For the study, researchers analyzed data from a coronavirus screening program in the labor and delivery unit of Elmhurst Hospital in Queens, New York during March and April. The team found that more than one-third of almost 130 pregnant women tested positive for the novel coronavirus. 

However, most of the pregnant patients with COVID-19 -- 72 percent -- were asymptomatic. The study found that pregnant patients who tested positive for COVID-19 were more likely to identify as Hispanic. 

The study authors noted that the proportion of patients who tested positive for the virus was much higher than in other hospitals in New York City. That finding was likely tied to the fact that a large percentage of patients served by Elmhurst are victims of social inequities, a group severely affected by the pandemic in the spring. 

Asymptomatic spread concerns

The study findings add to other evidence that the early stages of the pandemic were marked by asymptomatic spread. During the time window analyzed, hospitals were mainly testing symptomatic individuals. The researchers said the study results could help inform efforts to “refine pandemic preparedness.” 

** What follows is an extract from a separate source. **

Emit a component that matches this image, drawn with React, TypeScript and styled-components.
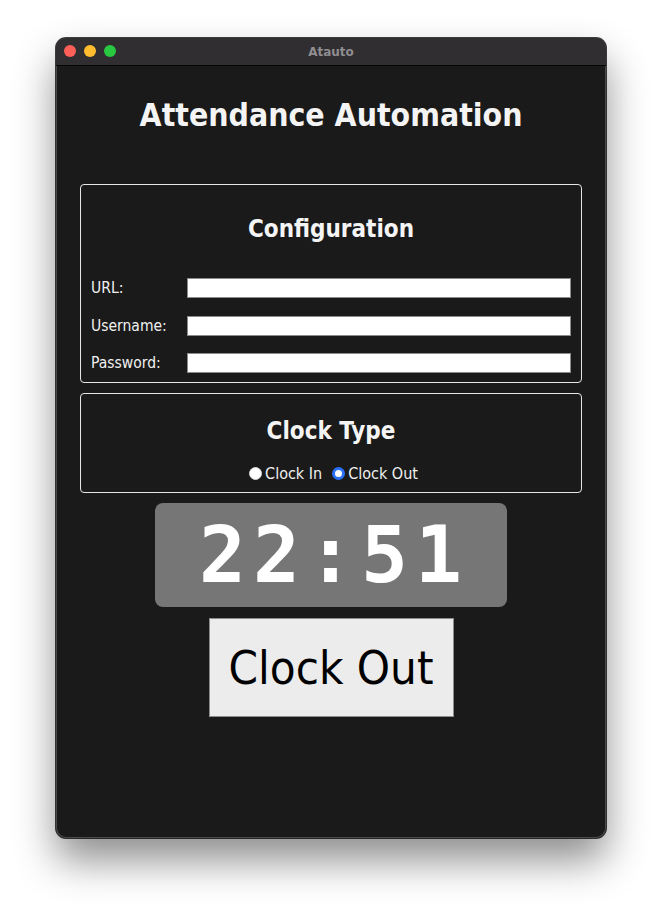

“This study is instructive for other labour and delivery units and hospitals across the world as we continue to refine pandemic preparedness,” researcher Dr. Sheela Maru, an assistant professor of global health, and obstetrics, gynecology and reproductive science at Icahn School of Medicine at Mount Sinai in New York City, said in a statement. 

“In future epidemics, it may be prudent to look at labor and delivery screening numbers much earlier on, as pregnant women continue to seek essential care despite social distancing measures and also represent the generally young and healthy community population,” Maru said.